### Exercise instructions
Transcribe every line exactly and omit anything that is a picture.

►

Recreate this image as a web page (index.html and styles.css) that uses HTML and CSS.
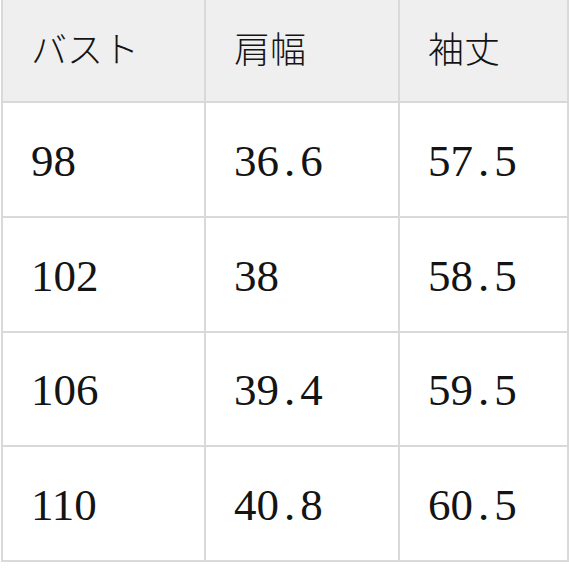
FILE: index.html
```html
<!DOCTYPE html>
<html lang="ja">
<head>
<meta charset="utf-8">
<link rel="stylesheet" href="styles.css">
</head>
<body>
<div class="size-table">
  <div class="cell head">バスト</div>
  <div class="cell head">肩幅</div>
  <div class="cell head">袖丈</div>

  <div class="cell num">98</div>
  <div class="cell num">36<span class="dot">.</span>6</div>
  <div class="cell num">57<span class="dot">.</span>5</div>

  <div class="cell num">102</div>
  <div class="cell num">38</div>
  <div class="cell num">58<span class="dot">.</span>5</div>

  <div class="cell num">106</div>
  <div class="cell num">39<span class="dot">.</span>4</div>
  <div class="cell num">59<span class="dot">.</span>5</div>

  <div class="cell num">110</div>
  <div class="cell num">40<span class="dot">.</span>8</div>
  <div class="cell num">60<span class="dot">.</span>5</div>
</div>
</body>
</html>
```
FILE: styles.css
```css
html, body {
  margin: 0;
  padding: 0;
  background: #ffffff;
}

body {
  overflow: hidden;
}

.size-table {
  display: grid;
  grid-template-columns: 201px 192px 167px;
  grid-template-rows: 112px 113px 113px 112px 113px;
  gap: 2px;
  padding: 2px;
  width: max-content;
  margin: -13px 0 0 1px;
  background: #d9d9d9;
}

.cell {
  display: flex;
  align-items: center;
  padding-left: 28px;
  background: #ffffff;
  color: #141414;
}

.head {
  background: #efefef;
  font-family: "Noto Sans CJK JP", sans-serif;
  font-size: 36px;
  font-weight: 300;
  padding-top: 4px;
}

.num {
  font-family: "Liberation Serif", serif;
  font-size: 45px;
  padding-top: 2px;
}

.dot {
  margin: 0 0.11em;
}
```
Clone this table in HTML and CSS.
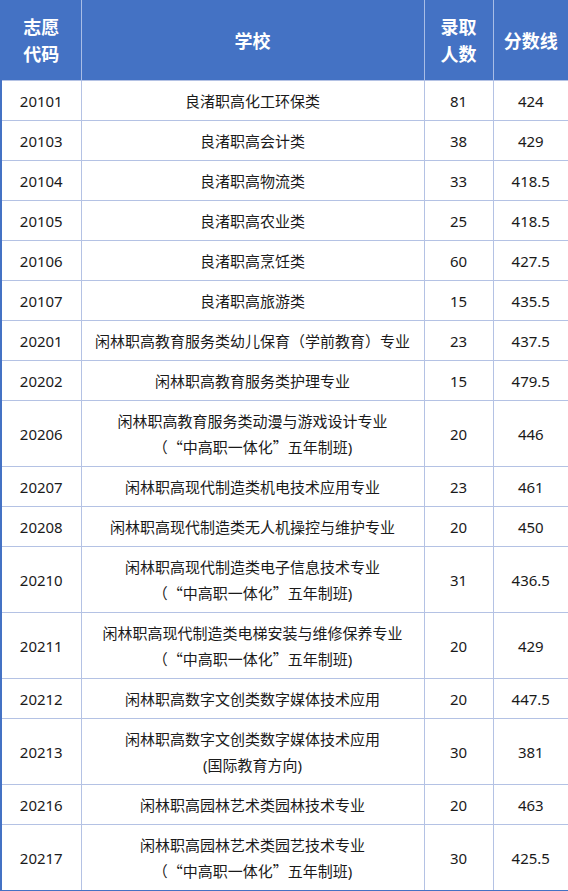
FILE: index.html
```html
<!DOCTYPE html>
<html lang="zh-CN">
<head>
<meta charset="utf-8">
<link rel="stylesheet" href="styles.css">
</head>
<body>
<table class="score-table">
  <colgroup>
    <col class="c-code"><col class="c-school"><col class="c-num"><col class="c-score">
  </colgroup>
  <thead>
    <tr>
      <th>志愿<br>代码</th>
      <th>学校</th>
      <th>录取<br>人数</th>
      <th>分数线</th>
    </tr>
  </thead>
  <tbody>
    <tr><td>20101</td><td>良渚职高化工环保类</td><td>81</td><td>424</td></tr>
    <tr><td>20103</td><td>良渚职高会计类</td><td>38</td><td>429</td></tr>
    <tr><td>20104</td><td>良渚职高物流类</td><td>33</td><td>418.5</td></tr>
    <tr><td>20105</td><td>良渚职高农业类</td><td>25</td><td>418.5</td></tr>
    <tr><td>20106</td><td>良渚职高烹饪类</td><td>60</td><td>427.5</td></tr>
    <tr><td>20107</td><td>良渚职高旅游类</td><td>15</td><td>435.5</td></tr>
    <tr><td>20201</td><td>闲林职高教育服务类幼儿保育（学前教育）专业</td><td>23</td><td>437.5</td></tr>
    <tr><td>20202</td><td>闲林职高教育服务类护理专业</td><td>15</td><td>479.5</td></tr>
    <tr><td>20206</td><td>闲林职高教育服务类动漫与游戏设计专业<br>（<span class="q q-open">“</span>中高职一体化<span class="q q-close">”</span>五年制班)</td><td>20</td><td>446</td></tr>
    <tr><td>20207</td><td>闲林职高现代制造类机电技术应用专业</td><td>23</td><td>461</td></tr>
    <tr><td>20208</td><td>闲林职高现代制造类无人机操控与维护专业</td><td>20</td><td>450</td></tr>
    <tr><td>20210</td><td>闲林职高现代制造类电子信息技术专业<br>（<span class="q q-open">“</span>中高职一体化<span class="q q-close">”</span>五年制班)</td><td>31</td><td>436.5</td></tr>
    <tr><td>20211</td><td>闲林职高现代制造类电梯安装与维修保养专业<br>（<span class="q q-open">“</span>中高职一体化<span class="q q-close">”</span>五年制班)</td><td>20</td><td>429</td></tr>
    <tr><td>20212</td><td>闲林职高数字文创类数字媒体技术应用</td><td>20</td><td>447.5</td></tr>
    <tr><td>20213</td><td>闲林职高数字文创类数字媒体技术应用<br>(国际教育方向)</td><td>30</td><td>381</td></tr>
    <tr><td>20216</td><td>闲林职高园林艺术类园林技术专业</td><td>20</td><td>463</td></tr>
    <tr><td>20217</td><td>闲林职高园林艺术类园艺技术专业<br>（<span class="q q-open">“</span>中高职一体化<span class="q q-close">”</span>五年制班)</td><td>30</td><td>425.5</td></tr>
  </tbody>
</table>
</body>
</html>
```

FILE: styles.css
```css
html, body {
  margin: 0;
  padding: 0;
  background: #ffffff;
}

.score-table {
  width: 568px;
  table-layout: fixed;
  border-collapse: collapse;
  border-left: 2px solid #4472c4;
  border-right: 2px solid #4472c4;
  border-bottom: 2px solid #4472c4;
  font-family: "Noto Sans", "Noto Sans CJK SC", sans-serif;
  color: #1a1a1a;
}

.c-code { width: 80px; }
.c-school { width: 343px; }
.c-num { width: 69px; }
.c-score { width: 76px; }

.score-table th {
  background: #4472c4;
  color: #ffffff;
  font-family: "Noto Sans CJK SC", sans-serif;
  font-weight: 700;
  font-size: 18px;
  line-height: 27px;
  height: 80px;
  padding: 0 2px;
  text-align: center;
  vertical-align: middle;
  border-left: 1px solid #a9bde6;
  border-right: 1px solid #a9bde6;
}

.score-table td {
  font-size: 15px;
  line-height: 26px;
  padding: 6.5px 2px;
  text-align: center;
  vertical-align: middle;
  border: 1px solid #b4c2e4;
}

.q {
  display: inline-block;
  width: 1em;
  font-family: "Noto Sans CJK SC", sans-serif;
}

.q-open { text-align: right; }
.q-close { text-align: left; }
```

◄

### Correct response
Recreate this image as a web page (index.html and styles.css) that uses HTML and CSS.
FILE: index.html
```html
<!DOCTYPE html>
<html lang="ja">
<head>
<meta charset="utf-8">
<link rel="stylesheet" href="styles.css">
</head>
<body>
<div class="size-table">
  <div class="cell head">バスト</div>
  <div class="cell head">肩幅</div>
  <div class="cell head">袖丈</div>

  <div class="cell num">98</div>
  <div class="cell num">36<span class="dot">.</span>6</div>
  <div class="cell num">57<span class="dot">.</span>5</div>

  <div class="cell num">102</div>
  <div class="cell num">38</div>
  <div class="cell num">58<span class="dot">.</span>5</div>

  <div class="cell num">106</div>
  <div class="cell num">39<span class="dot">.</span>4</div>
  <div class="cell num">59<span class="dot">.</span>5</div>

  <div class="cell num">110</div>
  <div class="cell num">40<span class="dot">.</span>8</div>
  <div class="cell num">60<span class="dot">.</span>5</div>
</div>
</body>
</html>
```
FILE: styles.css
```css
html, body {
  margin: 0;
  padding: 0;
  background: #ffffff;
}

body {
  overflow: hidden;
}

.size-table {
  display: grid;
  grid-template-columns: 201px 192px 167px;
  grid-template-rows: 112px 113px 113px 112px 113px;
  gap: 2px;
  padding: 2px;
  width: max-content;
  margin: -13px 0 0 1px;
  background: #d9d9d9;
}

.cell {
  display: flex;
  align-items: center;
  padding-left: 28px;
  background: #ffffff;
  color: #141414;
}

.head {
  background: #efefef;
  font-family: "Noto Sans CJK JP", sans-serif;
  font-size: 36px;
  font-weight: 300;
  padding-top: 4px;
}

.num {
  font-family: "Liberation Serif", serif;
  font-size: 45px;
  padding-top: 2px;
}

.dot {
  margin: 0 0.11em;
}
```
Clone this table in HTML and CSS.
FILE: index.html
```html
<!DOCTYPE html>
<html lang="zh-CN">
<head>
<meta charset="utf-8">
<link rel="stylesheet" href="styles.css">
</head>
<body>
<table class="score-table">
  <colgroup>
    <col class="c-code"><col class="c-school"><col class="c-num"><col class="c-score">
  </colgroup>
  <thead>
    <tr>
      <th>志愿<br>代码</th>
      <th>学校</th>
      <th>录取<br>人数</th>
      <th>分数线</th>
    </tr>
  </thead>
  <tbody>
    <tr><td>20101</td><td>良渚职高化工环保类</td><td>81</td><td>424</td></tr>
    <tr><td>20103</td><td>良渚职高会计类</td><td>38</td><td>429</td></tr>
    <tr><td>20104</td><td>良渚职高物流类</td><td>33</td><td>418.5</td></tr>
    <tr><td>20105</td><td>良渚职高农业类</td><td>25</td><td>418.5</td></tr>
    <tr><td>20106</td><td>良渚职高烹饪类</td><td>60</td><td>427.5</td></tr>
    <tr><td>20107</td><td>良渚职高旅游类</td><td>15</td><td>435.5</td></tr>
    <tr><td>20201</td><td>闲林职高教育服务类幼儿保育（学前教育）专业</td><td>23</td><td>437.5</td></tr>
    <tr><td>20202</td><td>闲林职高教育服务类护理专业</td><td>15</td><td>479.5</td></tr>
    <tr><td>20206</td><td>闲林职高教育服务类动漫与游戏设计专业<br>（<span class="q q-open">“</span>中高职一体化<span class="q q-close">”</span>五年制班)</td><td>20</td><td>446</td></tr>
    <tr><td>20207</td><td>闲林职高现代制造类机电技术应用专业</td><td>23</td><td>461</td></tr>
    <tr><td>20208</td><td>闲林职高现代制造类无人机操控与维护专业</td><td>20</td><td>450</td></tr>
    <tr><td>20210</td><td>闲林职高现代制造类电子信息技术专业<br>（<span class="q q-open">“</span>中高职一体化<span class="q q-close">”</span>五年制班)</td><td>31</td><td>436.5</td></tr>
    <tr><td>20211</td><td>闲林职高现代制造类电梯安装与维修保养专业<br>（<span class="q q-open">“</span>中高职一体化<span class="q q-close">”</span>五年制班)</td><td>20</td><td>429</td></tr>
    <tr><td>20212</td><td>闲林职高数字文创类数字媒体技术应用</td><td>20</td><td>447.5</td></tr>
    <tr><td>20213</td><td>闲林职高数字文创类数字媒体技术应用<br>(国际教育方向)</td><td>30</td><td>381</td></tr>
    <tr><td>20216</td><td>闲林职高园林艺术类园林技术专业</td><td>20</td><td>463</td></tr>
    <tr><td>20217</td><td>闲林职高园林艺术类园艺技术专业<br>（<span class="q q-open">“</span>中高职一体化<span class="q q-close">”</span>五年制班)</td><td>30</td><td>425.5</td></tr>
  </tbody>
</table>
</body>
</html>
```

FILE: styles.css
```css
html, body {
  margin: 0;
  padding: 0;
  background: #ffffff;
}

.score-table {
  width: 568px;
  table-layout: fixed;
  border-collapse: collapse;
  border-left: 2px solid #4472c4;
  border-right: 2px solid #4472c4;
  border-bottom: 2px solid #4472c4;
  font-family: "Noto Sans", "Noto Sans CJK SC", sans-serif;
  color: #1a1a1a;
}

.c-code { width: 80px; }
.c-school { width: 343px; }
.c-num { width: 69px; }
.c-score { width: 76px; }

.score-table th {
  background: #4472c4;
  color: #ffffff;
  font-family: "Noto Sans CJK SC", sans-serif;
  font-weight: 700;
  font-size: 18px;
  line-height: 27px;
  height: 80px;
  padding: 0 2px;
  text-align: center;
  vertical-align: middle;
  border-left: 1px solid #a9bde6;
  border-right: 1px solid #a9bde6;
}

.score-table td {
  font-size: 15px;
  line-height: 26px;
  padding: 6.5px 2px;
  text-align: center;
  vertical-align: middle;
  border: 1px solid #b4c2e4;
}

.q {
  display: inline-block;
  width: 1em;
  font-family: "Noto Sans CJK SC", sans-serif;
}

.q-open { text-align: right; }
.q-close { text-align: left; }
```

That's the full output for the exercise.